Annual Per Capital Consumption, USA [2013]


Weight in Pounds

Red Meat [Beef, Veal, Lamb, Pork]


Poultry [Chicken, Turkey]


Seafood [Fish, Shellfish]



We now eat about 50% more chicken than beef — they were first equal in 1995 and beef was very dominant before that. But seafood? Seafood languishes. About one quarter of the 15 pound total is shrimp by the way. So the average American eats about one pound of fish per month.

While we may be helping fish sustainability, it’s not the best thing for our health. Why do we avoid fish? Some people are put off by the texture of raw fish, the smell of raw fish, or the lingering cooking smells in the kitchen. We are fish adverse. And almost two thirds of the fish we eat is outside the home: we go to a restaurant and have other people cook it for us.

A major problem, discussed in the Wall Street Journal, is that people don’t know how to cook fish:


Is education the answer? Do we need to go to fish school? What if we all just bought School of Fish by master chef Ben Pollinger because this is the wonderful new fish book that can educate us all.

Suppose you graduated from Boston University with a BA in economics? Where might you go? Academia or finance there in Boston? Financial houses in New York? Graduate school in economics or math?

Instead, New Jersey native Ben Pollinger went to the CIA in Hyde Park and was a star student.
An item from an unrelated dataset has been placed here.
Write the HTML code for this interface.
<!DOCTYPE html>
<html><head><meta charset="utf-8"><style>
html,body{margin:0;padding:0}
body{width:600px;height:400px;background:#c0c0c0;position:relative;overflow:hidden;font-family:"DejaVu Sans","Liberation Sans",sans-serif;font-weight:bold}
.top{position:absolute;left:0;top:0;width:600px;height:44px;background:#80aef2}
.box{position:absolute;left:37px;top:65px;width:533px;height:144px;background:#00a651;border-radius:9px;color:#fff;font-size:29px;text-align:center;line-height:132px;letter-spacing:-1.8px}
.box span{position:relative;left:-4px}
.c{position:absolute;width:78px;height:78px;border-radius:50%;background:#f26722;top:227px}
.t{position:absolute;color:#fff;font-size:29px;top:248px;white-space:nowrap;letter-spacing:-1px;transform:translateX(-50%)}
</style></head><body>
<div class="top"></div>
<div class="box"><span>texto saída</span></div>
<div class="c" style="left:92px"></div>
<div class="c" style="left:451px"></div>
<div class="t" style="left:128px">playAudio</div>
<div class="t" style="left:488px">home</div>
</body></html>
So starry, that he left the US for France and worked under Alain Ducasse at Le Louis XV in the south of France where abundant seafood was just a sea away. Quite a career start .Ben returned to New York to work at Les Celebrities and Lespinasse and Union Square and Tabla. Oh, he did go to graduate school after all.

Since 2006, he has been the executive chef at Oceana, the storied and Michelin starred seafood restaurant in Rockefeller Center in New York City. Fish is his forte and now in School of Fish Ben is ready to give you the knowledge, skills, and confidence to cook fish, lots more fish, and cook them at home.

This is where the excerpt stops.